Why that doesn't work for me

That still doesn't close the gap for me, though I'm going to keep mulling over that sliding cost scale for students. I've written tons about this, but let me see if I can hit my main objections in short lines.

In my universe, any charter operator must contract for an extended period. Twenty, thirty, fifty years-- I'm not sure I can think of a period that would be too long. No shutting down after two years or one year or six months because it just isn't making enough money any more. Public schools don't just promise to educate every child-- they promise to be there for every child that ever lives in that community in the years to come. "We'll be right here as long as it suits us," is an unacceptable vision for a public school.

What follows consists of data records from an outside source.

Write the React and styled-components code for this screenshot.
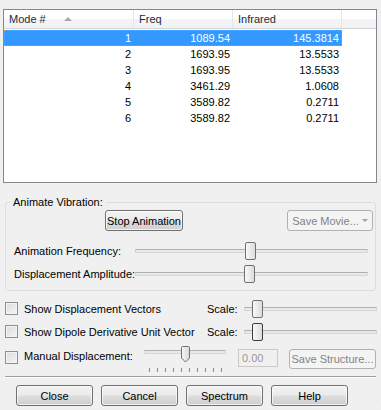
import React from 'react';
import styled, { createGlobalStyle } from 'styled-components';

const Global = createGlobalStyle`
  body {
    margin: 0;
    background: #f0f0f0;
    font-family: "Liberation Sans", Arial, sans-serif;
    font-size: 11px;
    color: #000;
  }
`

const modes = [
  { n: 1, freq: '1089.54', ir: '145.3814' },
  { n: 2, freq: '1693.95', ir: '13.5533' },
  { n: 3, freq: '1693.95', ir: '13.5533' },
  { n: 4, freq: '3461.29', ir: '1.0608' },
  { n: 5, freq: '3589.82', ir: '0.2711' },
  { n: 6, freq: '3589.82', ir: '0.2711' },
];

function Slider({ width, value, focused }) {
  return (
    <Track style={{ width }}>
      <Thumb focused={focused} style={{ left: value }} />
    </Track>
  )
}

function App() {
  return (
    <Window>
      <Global />
      <ListView>
        <Header>
          <HeadCell>Mode #<SortArrow /></HeadCell>
          <HeadCell>Freq</HeadCell>
          <HeadCell>Infrared</HeadCell>
          <HeadCell />
        </Header>
        {modes.map((m) => (
          <Row key={m.n} selected={m.n === 1}>
            <Cell>{m.n}</Cell>
            <Cell>{m.freq}</Cell>
            <Cell>{m.ir}</Cell>
          </Row>
        ))}
      </ListView>

      <Group>
        <Legend>Animate Vibration:</Legend>
        <ButtonRow>
          <Button width={78}>Stop Animation</Button>
          <DisabledButton width={86}>
            Save Movie...
            <DropArrow />
          </DisabledButton>
        </ButtonRow>
        <SliderRow gapTop={8}>
          <Label>Animation Frequency:</Label>
          <Slider width={231} value={109} />
        </SliderRow>
        <SliderRow>
          <Label>Displacement Amplitude:</Label>
          <Slider width={231} value={108} />
        </SliderRow>
      </Group>

      <OptionRow gapTop={6}>
        <CheckBox />
        <Label>Show Displacement Vectors</Label>
        <Label>Scale:</Label>
        <Slider width={131} value={7} />
      </OptionRow>
      <OptionRow>
        <CheckBox />
        <Label>Show Dipole Derivative Unit Vector</Label>
        <Label>Scale:</Label>
        <Slider width={131} value={7} focused />
      </OptionRow>
      <ManualRow>
        <CheckBox />
        <ManualLabel>Manual Displacement:</ManualLabel>
        <TickSlider>
          <Track style={{ width: 80 }}>
            <PointerThumb viewBox="0 0 9 17" width="9" height="17">
              <defs>
                <linearGradient id="pg" x1="0" y1="0" x2="1" y2="0">
                  <stop offset="0" stopColor="#f7f7f7" />
                  <stop offset="1" stopColor="#d8d8d8" />
                </linearGradient>
              </defs>
              <path d="M0.5 1.5 Q0.5 0.5 1.5 0.5 H7.5 Q8.5 0.5 8.5 1.5 V12 L4.5 16 L0.5 12 Z" fill="url(#pg)" stroke="#707070" />
            </PointerThumb>
          </Track>
          <Ticks>
            {Array.from({ length: 10 }).map((_, i) => <Tick key={i} />)}
          </Ticks>
        </TickSlider>
        <ValueBox>0.00</ValueBox>
        <DisabledButton width={87} style={{ height: 20, marginTop: 6 }}>Save Structure...</DisabledButton>
      </ManualRow>

      <Separator />

      <Footer>
        <Button width={77}>Close</Button>
        <Button width={77}>Cancel</Button>
        <Button width={77}>Spectrum</Button>
        <Button width={77}>Help</Button>
        <Grip viewBox="0 0 10 10" width="10" height="10">
          {[[8, 2], [8, 5], [5, 5], [8, 8], [5, 8], [2, 8]].map(([x, y]) => (
            <rect key={x + '-' + y} x={x} y={y} width="1.5" height="1.5" fill="#b8b8b8" />
          ))}
        </Grip>
      </Footer>
    </Window>
  )
}

export default App;

const Window = styled.div`
  width: 381px;
  height: 410px;
  box-sizing: border-box;
  padding: 9px 4px 0 3px;
  display: flex;
  flex-direction: column;
  overflow: hidden;
`

const ListView = styled.div`
  height: 174px;
  flex-shrink: 0;
  box-sizing: border-box;
  border: 1px solid #828790;
  background: #fff;
`

const Header = styled.div`
  display: grid;
  grid-template-columns: 130px 99px 109px 1fr;
  height: 19px;
  box-sizing: border-box;
  border-bottom: 1px solid #d5d5d5;
  background: linear-gradient(#ffffff 0%, #ffffff 50%, #f3f4f6 51%, #f1f2f4 100%);
`

const HeadCell = styled.div`
  display: flex;
  align-items: center;
  padding-left: 5px;
  border-right: 1px solid #e3e5e7;
  color: #1e2a3b;
  &:last-child { border-right: none; }
`

const SortArrow = styled.span`
  margin-left: 18px;
  width: 0;
  height: 0;
  border-left: 4px solid transparent;
  border-right: 4px solid transparent;
  border-bottom: 4px solid #a7abb0;
`

const Row = styled.div`
  display: grid;
  grid-template-columns: 130px 99px 109px;
  width: 338px;
  height: 16px;
  box-sizing: border-box;
  align-items: center;
  background: ${(p) => (p.selected ? '#3399ff' : 'transparent')};
  color: ${(p) => (p.selected ? '#fff' : '#000')};
  outline: ${(p) => (p.selected ? '1px dotted #e08a3c' : 'none')};
  outline-offset: -1px;
  margin-top: ${(p) => (p.selected ? '1px' : '0')};
`

const Cell = styled.div`
  text-align: right;
  padding-right: 3px;
  white-space: nowrap;
`

const Label = styled.span`
  white-space: nowrap;
`

const Group = styled.fieldset`
  flex-shrink: 0;
  margin: 12px 1px 0 2px;
  padding: 0 0 5px 0;
  min-width: 0;
  border: 1px solid #d5dfe5;
  border-radius: 3px;
`

const Legend = styled.legend`
  margin-left: 4px;
  padding: 0 3px;
  line-height: 14px;
`

const ButtonRow = styled.div`
  display: flex;
  align-items: center;
  padding: 1px 2px 0 99px;
  justify-content: space-between;
`

const Button = styled.button`
  width: ${(p) => p.width}px;
  height: 21px;
  flex-shrink: 0;
  padding: 0;
  font: inherit;
  color: #000;
  border: 1px solid #707070;
  border-radius: 3px;
  background: linear-gradient(#f2f2f2 0%, #ebebeb 48%, #dddddd 52%, #cfcfcf 100%);
  box-shadow: inset 0 0 0 1px rgba(255, 255, 255, 0.7);
`

const DisabledButton = styled(Button)`
  color: #838383;
  border-color: #adb2b5;
  background: #f4f4f4;
  box-shadow: none;
  display: flex;
  align-items: center;
  justify-content: center;
  gap: 3px;
`

const DropArrow = styled.span`
  width: 0;
  height: 0;
  border-left: 3px solid transparent;
  border-right: 3px solid transparent;
  border-top: 3px solid #a0a0a0;
`

const SliderRow = styled.div`
  display: grid;
  grid-template-columns: 121px 233px;
  align-items: center;
  height: 23px;
  padding-left: 8px;
  margin-top: ${(p) => p.gapTop || 0}px;
`

const Track = styled.div`
  position: relative;
  height: 2px;
  border: 1px solid #d6d6d6;
  border-top-color: #b0b0b0;
  background: #e7eaea;
  box-sizing: content-box;
`

const Thumb = styled.div`
  position: absolute;
  top: -8px;
  width: 9px;
  height: 16px;
  border: 1px solid ${(p) => (p.focused ? '#3c3c3c' : '#707070')};
  border-radius: 2px;
  background: linear-gradient(90deg, #f8f8f8, #dcdcdc);
`

const PointerThumb = styled.svg`
  position: absolute;
  top: -5px;
  left: 36px;
`

const OptionRow = styled.div`
  display: grid;
  grid-template-columns: 19px 183px 37px 133px;
  align-items: center;
  height: 23px;
  flex-shrink: 0;
  padding-left: 2px;
  margin-top: ${(p) => p.gapTop || 0}px;
`

const CheckBox = styled.div`
  width: 11px;
  height: 11px;
  border: 1px solid #8e8f8f;
  background: linear-gradient(135deg, #dcdcdc, #f4f4f4);
  box-shadow: inset 0 0 0 1px #f4f4f4;
`

const ManualRow = styled.div`
  display: grid;
  grid-template-columns: 19px 120px 94px 51px 87px;
  align-items: start;
  height: 33px;
  flex-shrink: 0;
  padding-left: 2px;
  box-sizing: border-box;
  & > ${CheckBox} { margin-top: 8px; }
`

const ManualLabel = styled(Label)`
  margin-top: 7px;
`

const TickSlider = styled.div`
  width: 82px;
  padding-top: 7px;
`

const Ticks = styled.div`
  display: flex;
  justify-content: space-between;
  padding: 14px 4px 0 5px;
`

const Tick = styled.span`
  width: 1px;
  height: 4px;
  background: #8a8a8a;
`

const ValueBox = styled.div`
  width: 40px;
  height: 18px;
  margin-top: 6px;
  box-sizing: border-box;
  border: 1px solid #c9c9c9;
  background: #f0f0f0;
  color: #9a9a9a;
  padding: 2px 0 0 3px;
`

const Separator = styled.div`
  height: 0;
  flex-shrink: 0;
  margin: 0 1px 0 2px;
  border-top: 1px solid #a0a0a0;
  border-bottom: 1px solid #fff;
`

const Footer = styled.div`
  display: flex;
  align-items: flex-end;
  gap: 8px;
  padding: 7px 0 0 13px;
`

const Grip = styled.svg`
  margin-left: 19px;
  margin-bottom: 1px;
`
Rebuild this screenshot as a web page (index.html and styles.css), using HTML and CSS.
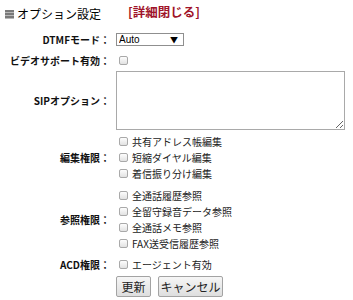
FILE: index.html
```html
<!DOCTYPE html>
<html>
<head>
<meta charset="utf-8">
<link rel="stylesheet" href="styles.css">
</head>
<body>
    <div class="panel">
        <div class="head">
            <span class="icon"></span>
            <span class="title">オプション設定</span>
            <a class="toggle" href="#">[詳細閉じる]</a>
        </div>

        <div class="row row-dtmf">
            <div class="label">DTMFモード：</div>
            <div class="value">
                <span class="select">
                    <select>
                        <option>Auto</option>
                    </select>
                    <span class="arrow">▼</span>
                </span>
            </div>
        </div>

        <div class="row row-video">
            <div class="label">ビデオサポート有効：</div>
            <div class="value">
                <input type="checkbox" class="check">
            </div>
        </div>

        <div class="row row-sip">
            <div class="label">SIPオプション：</div>
            <div class="value">
                <textarea class="area"></textarea>
            </div>
        </div>

        <div class="row row-checks">
            <div class="label">編集権限：</div>
            <div class="value">
                <label class="item"><input type="checkbox" class="check">共有アドレス帳編集</label>
                <label class="item"><input type="checkbox" class="check">短縮ダイヤル編集</label>
                <label class="item"><input type="checkbox" class="check">着信振り分け編集</label>
            </div>
        </div>

        <div class="row row-checks">
            <div class="label">参照権限：</div>
            <div class="value">
                <label class="item"><input type="checkbox" class="check">全通話履歴参照</label>
                <label class="item"><input type="checkbox" class="check">全留守録音データ参照</label>
                <label class="item"><input type="checkbox" class="check">全通話メモ参照</label>
                <label class="item"><input type="checkbox" class="check">FAX送受信履歴参照</label>
            </div>
        </div>

        <div class="row row-acd">
            <div class="label">ACD権限：</div>
            <div class="value">
                <label class="item"><input type="checkbox" class="check">エージェント有効</label>
            </div>
        </div>

        <div class="buttons">
            <button class="btn btn-update">更新</button>
            <button class="btn btn-cancel">キャンセル</button>
        </div>
    </div>
</body>
</html>
```

FILE: styles.css
```css
body {
    margin: 0;
    background: #fff;
    color: #222;
    font-family: "Noto Sans CJK JP", "DejaVu Sans", sans-serif;
    font-size: 10px;
}
.panel {
    width: 353px;
}
.head {
    display: flex;
    align-items: center;
    height: 26px;
    padding-bottom: 3px;
    padding-left: 5px;
}
.icon {
    width: 9px;
    height: 9px;
    margin-top: 2px;
    background: repeating-linear-gradient(#7a7a7a 0 2px, #b8b8b8 2px 3px);
}
.title {
    width: 111px;
    margin-left: 3px;
    font-size: 12px;
    color: #000;
}
.toggle {
    color: #a0142a;
    font-size: 12.5px;
    font-weight: bold;
    text-decoration: none;
    margin-top: -4px;
}
.row {
    display: flex;
    align-items: center;
}
.label {
    width: 110px;
    text-align: right;
    font-weight: bold;
    color: #111;
}
.value {
    margin-left: 6px;
}
.row-dtmf {
    height: 21px;
}
.row-video {
    height: 20px;
}
.row-sip {
    height: 60px;
}
.row-checks {
    padding: 3px 0;
}
.row-acd {
    height: 20px;
}
.select {
    position: relative;
    display: block;
}
.select select {
    display: block;
    appearance: none;
    width: 68px;
    height: 13px;
    margin: 0;
    padding: 0 0 0 2px;
    border: 1px solid #8f8f8f;
    border-radius: 0;
    background: #fff;
    color: #000;
    font-family: "Liberation Sans", Arial, sans-serif;
    font-size: 10px;
    line-height: 11px;
}
.arrow {
    position: absolute;
    right: 6px;
    top: 1px;
    font-size: 8px;
    line-height: 11px;
    color: #000;
}
.check {
    appearance: none;
    box-sizing: border-box;
    width: 9px;
    height: 9px;
    margin: 0 4px 0 3px;
    border: 1px solid #a9a9a9;
    border-radius: 2px;
    background: linear-gradient(#fdfdfd, #e2e2e2);
    vertical-align: middle;
}
.row-video .check {
    display: block;
}
.area {
    display: block;
    box-sizing: border-box;
    width: 229px;
    height: 59px;
    margin: 0;
    border: 1px solid #a9a9a9;
    padding: 2px;
}
.item {
    display: flex;
    align-items: center;
    height: 16px;
    color: #222;
}
.buttons {
    display: flex;
    gap: 7px;
    padding: 2px 0 0 116px;
}
.btn {
    box-sizing: border-box;
    height: 21px;
    padding: 0;
    border: 1px solid #a3a3a3;
    border-radius: 2px;
    background: linear-gradient(#f6f6f6, #dedede);
    color: #222;
    font-family: "Noto Sans CJK JP", sans-serif;
    font-size: 12px;
}
.btn-update {
    width: 35px;
}
.btn-cancel {
    width: 65px;
}
```
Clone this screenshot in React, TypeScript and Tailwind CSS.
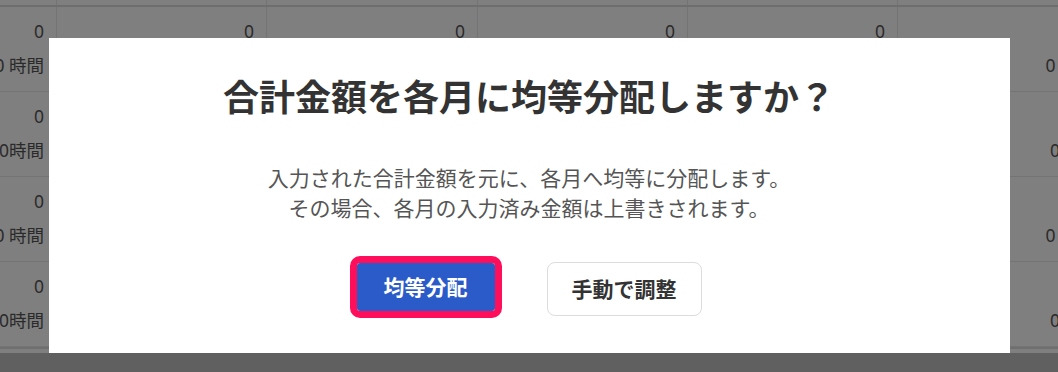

In my universe, we do not disenfranchise the taxpayers. Every choice and voucher system ever created has one thing in common-- it tells all childless taxpayers that they are no longer stakeholders in public education. That's wrong. Dead wrong, completely wrong, absolutely unjustifiable. Every citizen of this nation is a stakeholder in public education. Are parents stakeholders? Certainly. Are they the only stakeholders? Absolutely not. Charter advocates keep trying to shade this with the market-tested idea of having the money follow the child so that families can choose the educational option they prefer. That's baloney.

Christmas is over

So, I don't think we're getting a truce, exactly. Personally, I'll keep reading and listening and trying to make sense of people all over the map on the issue of public education, so maybe I've already been observing a kind of truce all along (and that may also be affected by the fact that I have no real power or ammunition other than whacking away at this blog).

I appreciate the effort, Mr. McShane, and I think you've drawn some important connections, but no truce yet.